As we shall see later, while Nallasami Pillai carefully and deliberately played down the martial component of Tamil culture and history, attempting to establish that Tamil civilization was constituted by the peace-loving Vellalas, his counterpart in Jaffna, Mootootambi Pillai lamented the decline of the peninsula’s martial heritage. He wrote in 1912, “When Sankili – the last king of Jaffna – fought the Portuguese, most of his soldiers were warriors of Jaffna. Even the Portuguese have praised their valour. The victory of the Portuguese was not gained through their bravery, but through Kaakai Vanniyan’s treachery. Wasn’t it the warrior of Jaffna who conquered the whole of Ceylon?
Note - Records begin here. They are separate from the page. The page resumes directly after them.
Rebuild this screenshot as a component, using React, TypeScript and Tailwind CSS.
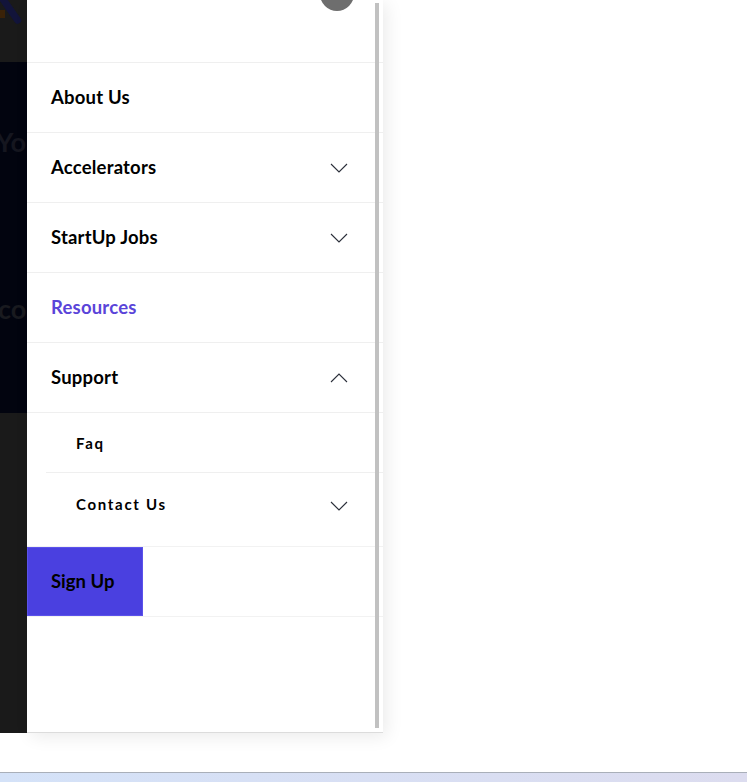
import React from "react";

type Item = { label: string; chevron?: "down" | "up"; active?: boolean };

const items: Item[] = [
  { label: "About Us" },
  { label: "Accelerators", chevron: "down" },
  { label: "StartUp Jobs", chevron: "down" },
  { label: "Resources", active: true },
  { label: "Support", chevron: "up" },
];

function Chevron({ dir = "down" }: { dir?: "down" | "up" }) {
  return (
    <svg width="18" height="10" viewBox="0 0 18 10" className="shrink-0">
      <polyline
        points={dir === "down" ? "1,1 9,9 17,1" : "1,9 9,1 17,9"}
        fill="none"
        stroke="#2b2f3a"
        strokeWidth="1.1"
      />
    </svg>
  );
}

export default function App() {
  return (
    <div className="w-[747px] h-[782px] flex flex-col bg-white overflow-hidden font-['Lato','Liberation_Sans',sans-serif]">
      <div className="h-[772px] flex flex-col">
        <div className="flex h-[733px]">
          {/* page behind the drawer */}
          <div className="w-[27px] flex flex-col">
            <div className="h-[62px] bg-[#1a1a1a] relative overflow-hidden">
              <div className="absolute left-0 top-[10px] w-[5px] h-[8px] bg-[#3a2208]" />
              <div className="absolute left-[7px] -top-[6px] w-[7px] h-[32px] rounded-full bg-[#12143a] rotate-[-35deg]" />
            </div>
            <div className="h-[351px] bg-[#02040f] flex flex-col text-[#15161f] font-bold text-[27px] leading-none overflow-hidden">
              <span className="mt-[66px] -ml-[4px] whitespace-nowrap">You</span>
              <span className="mt-[140px] -ml-[2px] text-[#191a1f] whitespace-nowrap">co</span>
            </div>
            <div className="flex-1 bg-[#1a1a1a]" />
          </div>

          {/* drawer */}
          <div className="w-[356px] h-[733px] bg-white relative shadow-[4px_4px_16px_rgba(0,0,0,0.08)] border-b border-[#dcdcdc]">
            <div className="h-[63px] border-b border-[#efefef] relative overflow-hidden">
              <div className="absolute left-[293px] -top-[23px] w-[34px] h-[34px] rounded-full bg-[#6e6e6e]" />
            </div>
            {items.map((it) => (
              <div
                key={it.label}
                className="h-[70px] border-b border-[#efefef] flex items-center justify-between pl-[24px] pr-[35px]"
              >
                <span
                  className={`text-[18.5px] font-bold tracking-[0.2px] ${it.active ? "text-[#5a44d9]" : "text-black"}`}
                >
                  {it.label}
                </span>
                {it.chevron && <Chevron dir={it.chevron} />}
              </div>
            ))}
            <div className="ml-[19px]">
              <div className="h-[60px] border-b border-[#efefef] flex items-center pl-[30px] pt-[1px]">
                <span className="text-[15px] font-bold tracking-[1.7px] text-black">Faq</span>
              </div>
              <div className="h-[73px] flex items-start justify-between pl-[30px] pr-[35px] pt-[20px]">
                <span className="text-[15px] font-bold tracking-[1.7px] text-black">Contact Us</span>
                <div className="pt-[8px]">
                  <Chevron />
                </div>
              </div>
            </div>
            <div className="h-[71px] border-y border-[#f2f2f2] flex">
              <button className="w-[116px] h-full bg-[#4a40e0] border border-[#5b52ea] text-black text-[18.5px] font-bold pl-[23px] text-left">
                Sign Up
              </button>
            </div>
            <div className="absolute right-[4px] top-[3px] w-[4px] h-[725px] bg-[#c1c1c1]" />
          </div>
          <div className="flex-1" />
        </div>
        <div className="flex-1" />
      </div>
      <div className="h-[10px] border-t border-[#a9afb9] bg-gradient-to-r from-[#d4e2f8] to-[#dcdcef]" />
    </div>
  );
}
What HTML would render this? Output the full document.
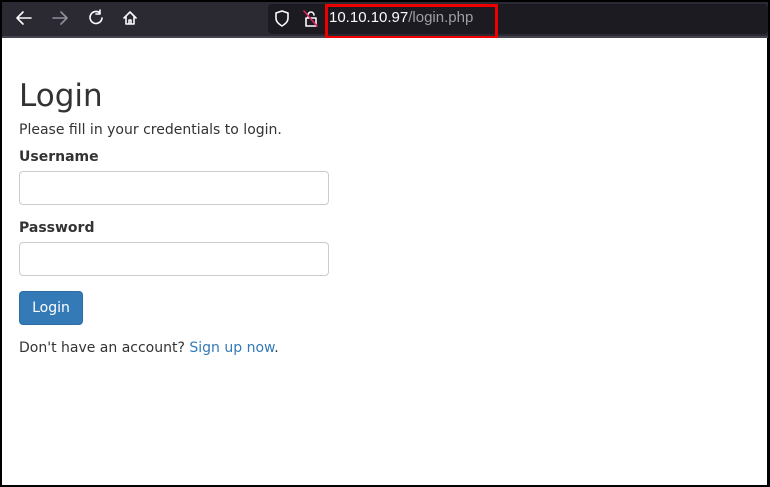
<!DOCTYPE html>
<html><head><style>
*{box-sizing:border-box;margin:0;padding:0}
body{width:770px;height:487px;background:#000;position:relative;overflow:hidden;font-family:"DejaVu Sans","Liberation Sans",sans-serif}
.tb{position:absolute;left:2px;top:2px;width:766px;height:36px;background:#2b2a33}
.tb .line{position:absolute;left:0;bottom:0;width:100%;height:2px;background:#45444d}
.url{position:absolute;left:266px;top:2px;width:500px;height:30px;background:#1c1b22;border-radius:4px}
.page{position:absolute;left:2px;top:38px;width:765px;height:447px;background:#fff;color:#333}
.red{position:absolute;left:325px;top:4px;width:173px;height:35px;border:3px solid #e00;}
h1{position:absolute;left:17px;top:40px;font-size:31px;font-weight:normal;color:#333}
.p{position:absolute;left:17px;font-size:14px}
input{position:absolute;left:17px;width:310px;height:34px;border:1px solid #ccc;border-radius:4px;background:#fff}
.btn{position:absolute;left:17px;top:253px;width:64px;height:34px;background:#337ab7;border:1px solid #2e6da4;border-radius:4px;color:#fff;font-size:14px;text-align:center;line-height:32px}
a{color:#337ab7;text-decoration:none}
</style></head><body>
<div class="tb"><div class="line"></div>
<div class="url"></div>
<svg style="position:absolute;left:0;top:0" width="330" height="36" fill="none" stroke-width="1.6" stroke-linecap="round" stroke-linejoin="round">
<path d="M15 16h14M15 16l6-6M15 16l6 6" stroke="#fbfbfe"/>
<path d="M51 16h14M65 16l-6-6M65 16l-6 6" stroke="#8f8f9d"/>
<path d="M98 11a6 6 0 1 0 2 5M98 8v4h-4" stroke="#fbfbfe"/>
<path d="M122 16l6-6 6 6M124 14v8h8v-8M127 22v-4h2v4" stroke="#fbfbfe"/>
<path d="M280 9l6 2v5c0 4-3 6-6 8-3-2-6-4-6-8v-5z" stroke="#fbfbfe"/>
<path d="M304 16h10v8h-10zM306 16v-3a3 3 0 0 1 6 0" stroke="#fbfbfe"/>
<path d="M302 9l13 15" stroke="#e0245e"/>
</svg>
<div style="position:absolute;left:327px;top:7px;font-size:15px;font-family:'Liberation Sans',sans-serif;color:#fbfbfe">10.10.10.97<span style="color:#9e9ea6">/login.php</span></div>
</div>
<div class="red"></div>
<div class="page">
<h1>Login</h1>
<div class="p" style="top:84px">Please fill in your credentials to login.</div>
<div class="p" style="top:111px;font-weight:bold">Username</div>
<input style="top:133px">
<div class="p" style="top:182px;font-weight:bold">Password</div>
<input style="top:204px">
<div class="btn">Login</div>
<div class="p" style="top:302px">Don't have an account? <a>Sign up now</a>.</div>
</div>
</body></html>
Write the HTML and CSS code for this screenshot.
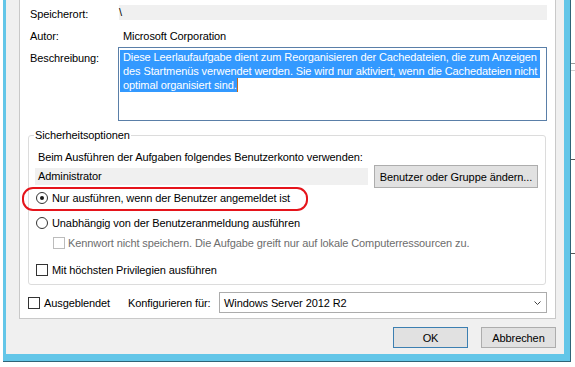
FILE: index.html
```html
<!DOCTYPE html>
<html lang="de">
<head>
    <meta charset="UTF-8">
    <meta name="viewport" content="width=device-width, initial-scale=1.0">
    <title>Eigenschaften</title>
    <link rel="stylesheet" href="styles.css">
</head>
<body>
    <div class="desktop">
        <div class="window">
            <div class="dialog">
                <div class="tab-page">
                    <div class="prop-row row-location">
                        <span class="prop-label">Speicherort:</span>
                        <span class="prop-field">\</span>
                    </div>
                    <div class="prop-row row-author">
                        <span class="prop-label">Autor:</span>
                        <span class="prop-value">Microsoft Corporation</span>
                    </div>
                    <div class="prop-row row-desc">
                        <span class="prop-label">Beschreibung:</span>
                        <div class="desc-box">
                            <span class="sel-line">Diese Leerlaufaufgabe dient zum Reorganisieren der Cachedateien, die zum Anzeigen </span>
                            <span class="sel-line">des Startmenüs verwendet werden. Sie wird nur aktiviert, wenn die Cachedateien nicht </span>
                            <span class="sel-line caret">optimal organisiert sind.</span>
                        </div>
                    </div>

                    <fieldset class="group">
                        <legend>Sicherheitsoptionen</legend>
                        <div class="group-text">Beim Ausführen der Aufgaben folgendes Benutzerkonto verwenden:</div>
                        <div class="account-row">
                            <div class="account-field">Administrator</div>
                            <button class="btn btn-wide">Benutzer oder Gruppe ändern...</button>
                        </div>
                        <div class="option opt-logged"><span class="radio checked"></span>Nur ausführen, wenn der Benutzer angemeldet ist</div>
                        <div class="option opt-any"><span class="radio"></span>Unabhängig von der Benutzeranmeldung ausführen</div>
                        <div class="option opt-nopass disabled"><span class="check"></span>Kennwort nicht speichern. Die Aufgabe greift nur auf lokale Computerressourcen zu.</div>
                        <div class="option opt-highest"><span class="check"></span>Mit höchsten Privilegien ausführen</div>
                    </fieldset>

                    <div class="config-row">
                        <div class="option hidden-opt"><span class="check"></span>Ausgeblendet</div>
                        <span class="config-label">Konfigurieren für:</span>
                        <div class="select">
                            <span>Windows Server 2012 R2</span>
                            <svg width="7" height="4" viewBox="0 0 7 4"><polyline points="0.5,0.5 3.5,3.5 6.5,0.5" fill="none" stroke="#404040" stroke-width="1"/></svg>
                        </div>
                    </div>

                    <!-- annotation drawn over the screenshot -->
                    <div class="callout"></div>
                </div>
                <div class="dialog-buttons">
                    <button class="btn btn-default">OK</button>
                    <button class="btn">Abbrechen</button>
                </div>
            </div>
        </div>
        <div class="backdrop">
            <div class="bd-line bd-a"></div>
            <div class="bd-line bd-b"></div>
            <div class="bd-line bd-c"></div>
            <div class="bd-line bd-d"></div>
        </div>
    </div>
</body>
</html>
```
FILE: styles.css
```css
body {
    margin: 0;
    background: #fff;
    font-family: "Liberation Sans", Arial, sans-serif;
    font-size: 11px;
    letter-spacing: -0.1px;
    color: #000;
}
.desktop {
    display: flex;
    width: 575px;
    height: 367px;
    overflow: hidden;
}
.window {
    align-self: flex-start;
    flex: none;
    margin-left: 3px;
    width: 568px;
    box-sizing: border-box;
    padding: 0 6px 7px 3px;
    background: #63c6e8;
    border-right: 1px solid #2f6477;
    border-bottom: 1px solid #2f6477;
}
.dialog {
    background: #f0f0f0;
    padding: 0 8px 6px 13px;
}
.tab-page {
    position: relative;
    background: #fff;
    border: 1px solid #c9c9c9;
    border-top: none;
    padding: 5px 8px 5px 8px;
}
.prop-row {
    display: flex;
    padding-left: 2px;
}
.prop-label {
    width: 89px;
    flex: none;
}
.row-location .prop-label {
    padding-top: 2px;
    line-height: 15px;
}
.prop-field {
    flex: 1;
    height: 15px;
    line-height: 15px;
    background: #f0f0f0;
}
.row-author {
    margin-top: 7px;
    line-height: 14px;
}
.prop-value {
    padding-left: 4px;
}
.row-desc {
    margin-top: 4px;
    line-height: 14px;
}
.row-desc .prop-label {
    padding-top: 4px;
}
.desc-box {
    flex: 1;
    margin-left: -1px;
    height: 74px;
    box-sizing: border-box;
    border: 1px solid #5a7fa8;
    padding: 2px 1px;
}
.sel-line {
    display: block;
    width: fit-content;
    padding-left: 3px;
    background: #3399ff;
    color: #fff;
    white-space: pre;
}
.sel-line.caret {
    box-shadow: 1px 0 0 #c66a1a;
}
.group {
    margin: 7px 1px 0 0;
    border: 1px solid #dcdcdc;
    border-radius: 3px;
    padding: 0 7px 6px 6px;
    min-width: 0;
}
.group legend {
    padding: 0 1px;
    margin-left: -1px;
    line-height: 14px;
}
.group-text {
    margin-top: 8px;
    padding-left: 3px;
    line-height: 14px;
}
.account-row {
    display: flex;
    align-items: center;
    margin-top: 1px;
    height: 23px;
}
.account-field {
    width: 333px;
    height: 17px;
    line-height: 17px;
    padding-left: 3px;
    box-sizing: border-box;
    background: #f0f0f0;
}
.btn {
    font: inherit;
    letter-spacing: inherit;
    color: #000;
    padding: 0;
    margin: 0;
    background: #e1e1e1;
    border: 1px solid #adadad;
    width: 75px;
    height: 21px;
}
.btn-wide {
    margin-left: 6px;
    width: 164px;
    height: 23px;
}
.btn-default {
    border-color: #3c7fb1;
}
.option {
    display: flex;
    align-items: center;
    height: 16px;
    line-height: 16px;
}
.radio, .check {
    flex: none;
    width: 12px;
    height: 12px;
    box-sizing: border-box;
    border: 1px solid #333;
    background: #fff;
    margin-right: 4px;
}
.radio {
    border-radius: 50%;
    margin-left: 1px;
    display: flex;
    align-items: center;
    justify-content: center;
}
.radio.checked::after {
    content: '';
    width: 4px;
    height: 4px;
    border-radius: 50%;
    background: #1a1a1a;
}
.opt-logged {
    margin-top: 2px;
}
.opt-any {
    margin-top: 9px;
}
.opt-nopass {
    margin-top: 4px;
    padding-left: 18px;
}
.opt-nopass .check {
    margin-right: 3px;
}
.disabled {
    color: #6d6d6d;
}
.disabled .check {
    border-color: #bcbcbc;
}
.opt-highest {
    margin-top: 11px;
}
.opt-highest .check {
    margin-left: 1px;
}
.config-row {
    display: flex;
    align-items: center;
    margin-top: 7px;
    height: 21px;
}
.hidden-opt {
    width: 100px;
    flex: none;
}
.config-label {
    width: 91px;
    flex: none;
}
.select {
    flex: 1;
    height: 21px;
    box-sizing: border-box;
    border: 1px solid #acacac;
    background: #fff;
    display: flex;
    align-items: center;
    justify-content: space-between;
    padding: 0 5px 0 4px;
}
.callout {
    position: absolute;
    left: 2px;
    top: 187px;
    width: 286px;
    height: 24px;
    box-sizing: border-box;
    border: 2px solid #e5141b;
    border-radius: 11px;
}
.dialog-buttons {
    display: flex;
    justify-content: flex-end;
    gap: 13px;
    margin-top: 8px;
}
.backdrop {
    flex: 1;
    background: #fff;
}
.bd-line {
    height: 1px;
    background: #9a9a9a;
}
.bd-a {
    margin-top: 63px;
}
.bd-b {
    margin-top: 6px;
    background: #cfcfcf;
}
.bd-c {
    margin-top: 88px;
    background: #555;
}
.bd-d {
    margin-top: 93px;
    background: #555;
}
```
The people (of Jaffna) who are descended of those warriors have lost their martial traits and become a despicable race, having been subjugated long under the Portuguese and the Dutch and as a result having become weak and losing their self-identity.” Mootootambi Pillai was reflecting a sentiment that had been expressed in the Madurai Tamil Sangam – established by the Marava noble, Pandithurai Thevar (the son of the noble who had earlier helped Navalar) that the decline of the Tamil nation was caused by the deterioration of its ancient and unique martial heritage.

(B) The closure of the avenues by which Vellala upward mobility and conservatism under successive Sinhala governments in Sri Lanka. The colonial powers opened these avenues to promote the class and culture of Vellala conservatism as a bulwark and gurantee against the turbulence of Tamil feudal militarism. The restrictions placed on university admissions and on government jobs seriously undermined the class and culture of Vellala conservatism and its politics of non-violence and compromise. The other narrative that was contending at this juncture, for Tamilian identity – Tamil militarism – began to assert itself as the bulwark built by colonial powers against it crumbled.

(C) Non-Vellala pockets in the peninsula where the values of Vellala conservatism had made little impact.